We should be an example
According to the latest report on climate change, tropical South-East Asia is projected to experience the largest impacts on economic growth if global warming exceeds 1.5°C. This is why Malaysia should set ambitious targets and take unprecedented actions
THE Katowice Climate Package – ie, the rule book on climate change that was agreed to earlier this month in Katowice, Poland – is disappointing in that it did not make a strong resounding call for enhanced ambition to limit global warming to 1.5°C.
The Intergovernmental Panel on Climate Change’s (IPCC) special report on what will happen when the planet warms to 1.5°C above preindustrial levels has already indicated that climate change impacts are worse at 2°C above preindustrial levels, and that a number of impacts could be avoided by limiting global warming to 1.5°C compared to 2°C above preindustrial levels.
The latest United Nations Environment Programme emissions gap report indicates that holding warming below 1.5°C would require existing pledges to be “increased around fivefold”. What is worse: global emissions are expected to grow by 2.7% in 2018, the highest growth in the past seven years, according to the Global Carbon Project.
The IPCC was formally invited by governments to produce the special report as part of the decision to adopt the Paris Agreement. It is most unfortunate that the United States, Saudi Arabia, Russia and Kuwait have refused to accept the report on the basis of its knowledge and scientific gaps.

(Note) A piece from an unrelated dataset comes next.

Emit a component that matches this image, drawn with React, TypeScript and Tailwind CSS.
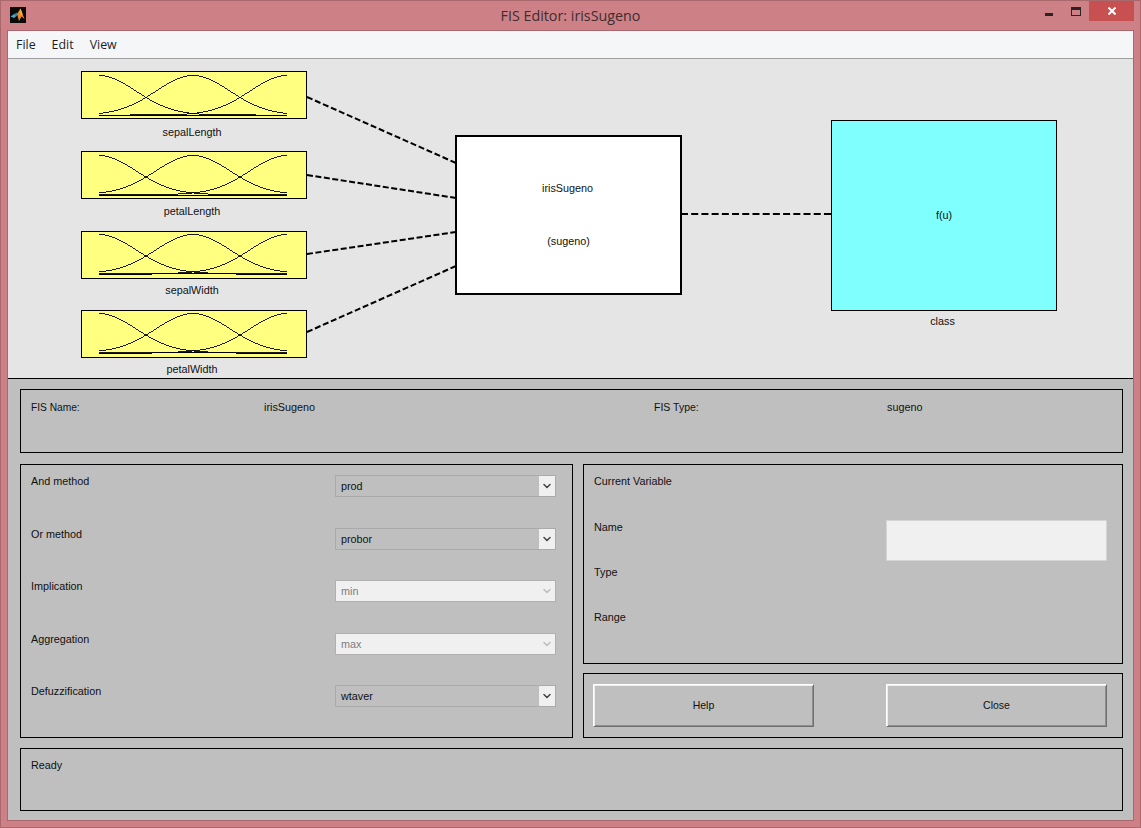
import { ChevronDown } from "lucide-react";

const UI_FONT = "font-['Liberation_Sans',Arial,sans-serif]";

// gaussian membership curves, same as the FIS Editor thumbnails
function MfThumb({ top, bottom, stepped }: { top: number; bottom: number; stepped?: boolean }) {
  const left = 18;
  const right = 206;
  const centers = [left, (left + right) / 2, right];
  const sigma = 37;
  const curves = centers.map((c) => {
    const pts: string[] = [];
    for (let x = left; x <= right; x += 1) {
      const y = Math.exp(-((x - c) * (x - c)) / (2 * sigma * sigma));
      pts.push(`${x},${(bottom - (bottom - top) * y).toFixed(2)}`);
    }
    return pts.join(" ");
  });
  const baseY = Math.floor(bottom + 0.5);
  return (
    <svg width="224" height="46" viewBox="1 1 224 46" className="block" shapeRendering="crispEdges">
      {curves.map((p, i) => (
        <polyline key={i} points={p} fill="none" stroke="#000" strokeWidth="0.9" />
      ))}
      {stepped ? (
        <>
          <rect x={left} y={baseY} width={53} height={1} fill="#000" />
          <rect x={71} y={baseY - 1} width={84} height={1} fill="#000" />
          <rect x={155} y={baseY} width={right - 155} height={1} fill="#000" />
        </>
      ) : (
        <rect x={left} y={baseY} width={right - left} height={1} fill="#000" />
      )}
    </svg>
  );
}

function InputNode({
  label,
  pos,
  labelGap,
  top,
  bottom,
  stepped,
}: {
  label: string;
  pos: string;
  labelGap: string;
  top: number;
  bottom: number;
  stepped?: boolean;
}) {
  return (
    <div className={`absolute left-[73px] w-[226px] ${pos}`}>
      <div className="h-[48px] border border-black bg-[#ffff80]">
        <MfThumb top={top} bottom={bottom} stepped={stepped} />
      </div>
      <div className={`pr-[4px] text-center text-[10.8px] leading-[13px] text-[#111] ${labelGap}`}>{label}</div>
    </div>
  );
}

function Diagram() {
  return (
    <div className="relative h-[319px] shrink-0 bg-[#e5e5e5]">
      <svg width="1125" height="319" className="absolute left-0 top-0">
        <g stroke="#000" strokeWidth="2" fill="none">
          <line x1="299" y1="38" x2="448" y2="104" strokeDasharray="6 2.72" />
          <line x1="299" y1="116" x2="448" y2="139" strokeDasharray="6 2.52" />
          <line x1="299" y1="195" x2="448" y2="173" strokeDasharray="6 2.52" />
          <line x1="299" y1="273" x2="448" y2="207" strokeDasharray="6 2.72" />
          <line x1="673" y1="155" x2="823" y2="155" strokeDasharray="7 3.21" />
        </g>
      </svg>
      <InputNode label="sepalLength" pos="top-[12px]" labelGap="mt-[7px]" top={4.5} bottom={44} />
      <InputNode label="petalLength" pos="top-[92px]" labelGap="mt-[6px]" top={4.5} bottom={43.5} />
      <InputNode label="sepalWidth" pos="top-[172px]" labelGap="mt-[5px]" top={3.5} bottom={42.5} stepped />
      <InputNode label="petalWidth" pos="top-[251px]" labelGap="mt-[5px]" top={3.5} bottom={42.5} stepped />
      <div className="absolute left-[447px] top-[76px] flex h-[160px] w-[227px] flex-col items-center border-2 border-black bg-white text-[10.8px] leading-[13px] text-[#111]">
        <div className="mt-[45px] pr-[2px]">irisSugeno</div>
        <div className="mt-[40px]">(sugeno)</div>
      </div>
      <div className="absolute left-[823px] top-[61px] w-[226px]">
        <div className="flex h-[191px] items-center justify-center border border-black bg-[#80ffff] text-[10.8px] leading-[13px] text-[#111]">
          f(u)
        </div>
        <div className="mt-[4px] pr-[3px] text-center text-[10.8px] leading-[13px] text-[#111]">class</div>
      </div>
    </div>
  );
}

function Panel({ className, children }: { className: string; children?: React.ReactNode }) {
  return <div className={`border border-black bg-[#bfbfbf] ${className}`}>{children}</div>;
}

function MethodRow({ label, value, disabled }: { label: string; value: string; disabled?: boolean }) {
  return (
    <div className="flex h-[52.6px] shrink-0 justify-between">
      <div className="leading-[13px]">{label}</div>
      <div
        className={`flex h-[22px] w-[221px] items-center justify-between border ${
          disabled ? "border-[#b0b0b0] bg-[#f0f0f0] text-[#7d7d7d]" : "border-[#aaaaaa] bg-[#bfbfbf] text-[#111]"
        }`}
      >
        <span className="pl-[5px]">{value}</span>
        <span
          className={`flex h-full w-[16px] items-center justify-center ${
            disabled ? "text-[#bdbdbd]" : "bg-[#f0f0f0] text-[#444]"
          }`}
        >
          <ChevronDown size={12} strokeWidth={3} />
        </span>
      </div>
    </div>
  );
}

function BevelButton({ label }: { label: string }) {
  return (
    <button className="h-[43px] w-[221px] border border-b-[#6e6e6e] border-l-white border-r-[#6e6e6e] border-t-white bg-[#bfbfbf] text-[10.5px] text-[#111] shadow-[inset_1px_1px_0_#ececec,inset_-1px_-1px_0_#8f8f8f]">
      {label}
    </button>
  );
}

function ControlArea() {
  return (
    <div className="flex min-h-0 flex-1 flex-col border-t border-black bg-[#bfbfbf] pl-[12px] pr-[10px] pt-[10px] text-[10.8px] text-[#111]">
      <Panel className="grid h-[64px] shrink-0 grid-cols-[233px_390px_233px_1fr] px-[10px] pt-[11px] leading-[13px]">
        <div className="text-[10.2px]">FIS Name:</div>
        <div>irisSugeno</div>
        <div className="text-[10.5px]">FIS Type:</div>
        <div>sugeno</div>
      </Panel>

      <div className="mt-[11px] flex h-[274px] shrink-0 gap-[10px]">
        <Panel className="flex w-[553px] flex-col py-[10px] pl-[10px] pr-[16px]">
          <MethodRow label="And method" value="prod" />
          <MethodRow label="Or method" value="probor" />
          <MethodRow label="Implication" value="min" disabled />
          <MethodRow label="Aggregation" value="max" disabled />
          <MethodRow label="Defuzzification" value="wtaver" />
        </Panel>

        <div className="flex flex-1 flex-col gap-[9px]">
          <Panel className="relative h-[200px] shrink-0 pl-[10px] pt-[10px] leading-[13px]">
            <div>Current Variable</div>
            <div className="mt-[33px]">Name</div>
            <div className="mt-[32px]">Type</div>
            <div className="mt-[32px]">Range</div>
            <div className="absolute left-[302px] top-[55px] h-[41px] w-[221px] border border-[#d4d4d4] bg-[#f0f0f0]" />
          </Panel>
          <Panel className="flex flex-1 items-center justify-between pl-[9px] pr-[15px]">
            <BevelButton label="Help" />
            <BevelButton label="Close" />
          </Panel>
        </div>
      </div>

      <Panel className="mt-[10px] h-[63px] shrink-0 pl-[10px] pt-[10px] leading-[13px]">Ready</Panel>
    </div>
  );
}

function MatlabIcon() {
  return (
    <svg width="16" height="16" viewBox="0 0 16 16" className="block">
      <rect width="16" height="16" fill="#0a0a0a" />
      <path d="M0.5 9.5 L5 6.5 L7 8.5 L4 11 Z" fill="#4aa8c8" />
      <path d="M4 7.5 L7 5.5 L8 7 L6 9 Z" fill="#2f7fa6" />
      <path d="M7 7 L10.5 1.5 L14.5 12 L11.5 9.5 L9 14 Z" fill="#e8862a" />
      <path d="M10.5 1.5 L12.5 7 L11 9 L9.5 5 Z" fill="#f4b23a" />
    </svg>
  );
}

export default function App() {
  return (
    <div className={`flex h-[828px] w-[1141px] flex-col border border-[#a9686e] bg-[#cd8186] ${UI_FONT}`}>
      <div className="relative flex h-[29px] shrink-0 items-center justify-center">
        <div className="absolute left-[9px] top-[6px]">
          <MatlabIcon />
        </div>
        <div className="font-['Open_Sans',sans-serif] text-[14.3px] text-[#3f2c2e]">FIS Editor: irisSugeno</div>
        <div className="absolute left-[1044px] top-[12px] h-[3px] w-[8px] bg-[#2b2224]" />
        <div className="absolute left-[1070px] top-[6px] h-[9px] w-[10px] border border-t-[3px] border-[#2b2224]" />
        <div className="absolute left-[1088px] top-0 flex h-[20px] w-[45px] items-center justify-center bg-[#c75050]">
          <svg width="8" height="8" viewBox="0 0 8 8">
            <path d="M0.5 0.5 L7.5 7.5 M7.5 0.5 L0.5 7.5" stroke="#fff" strokeWidth="2" />
          </svg>
        </div>
      </div>

      <div className="mx-[6px] mb-[6px] flex min-h-0 flex-1 flex-col border border-[#a9686e]">
        <div className="flex h-[27px] shrink-0 items-center gap-[16px] bg-[#f5f6f8] pl-[8px] pt-[1px] font-['Open_Sans',sans-serif] text-[12.4px] text-[#1e1e2a]">
          <span>File</span>
          <span>Edit</span>
          <span>View</span>
        </div>
        <div className="h-px shrink-0 bg-[#a0a0a0]" />
        <Diagram />
        <ControlArea />
      </div>
    </div>
  );
}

The best available science was used to conclude that the world is already seeing the consequences of 1°C of global warming through more extreme weather, rising sea levels and diminishing Arctic sea ice, among other changes.
A number of climate change impacts could be avoided by limiting global warming to 1.5°C compared to 2°C, or more. Every extra bit of warming matters, especially since a warming of 1.5°C or higher increases the risk associated with long-lasting or irreversible changes, such as the loss of some ecosystems.
The implications of climate change for Malaysia in a world that warms by 1.5°C has to be comprehensively studied. However, in the absence of such studies, the Malaysian government must use the best available information and take a precautionary approach.
Based on the IPCC special report, tropical South-East Asia, which includes Malaysia, is projected to experience the largest impacts on economic growth if global warming exceeds 1.5°C.
Other expected impacts include increase in the number of hot days and heavy rains, higher risks of floods, flash-floods and landslides, net reductions in yields and nutritional value of rice as well as populations that are both exposed and susceptible to poverty, particularly those dependent on agriculture and coastal livelihood.
As the sea-level rises, much of the low-lying coasts in areas of South-East and adjacent South Asia are expected to be affected, bringing new migration and security issues for the region.
Unlike China and India, Malaysia does not have the luxury of tracts of temperate land that could help the country to buffer or withstand the impacts of climate change, as warming proceeds to 1.5°C and then on to 2°C. Scientifically robust programmes should be initiated to document and report on the unavoidable damages of climate change and efforts to address them, including gaps in capacity.
Such a report should be provided every two years and then included as part of the global stocktake that will be conducted in 2023.
The Katowice Climate Package is a missed opportunity for Malaysia to show leadership and make a strong call to limit global warming to 1.5°C.
It is still not too late – we can still show strong leadership at the Climate Summit to be convened by the UN Secretary-General in September 2019.
All efforts should be deployed in bilateral and multilateral platforms to push for unprecedented and ambitious fresh pledges in 2020 from both developed and developing top-emitting countries. Malaysia should also be an example and set ambitious targets and take unprecedented actions, including innovative mechanisms for removing fossil fuel subsidies and implementing a carbon tax without impacting low income groups. Singapore is introducing a carbon tax in 2019.
We should incentivise private financing and avail ourselves of resources available at the international level, including the Green Climate Fund, to enhance mitigation actions.
We have clever economists in the country whose talents have not been tapped to address the issue of climate change, we also have an Economic Affairs Ministry. The time has come for climate change to be viewed as an economic and development issue, to leap-frog the country into a high-income developed nation.
We should not be victims in a 1.5°C world.
Prof Dr Joy Jacqueline Pereira is the vice- chair of the Intergovernmental Panel on Climate Change’s Working Group 2 on Impacts, Adaptation and Vulnerability; she is also a professor of Universiti Kebangsaan Malaysia’s South-East Asia Disaster Prevention Research Initiative.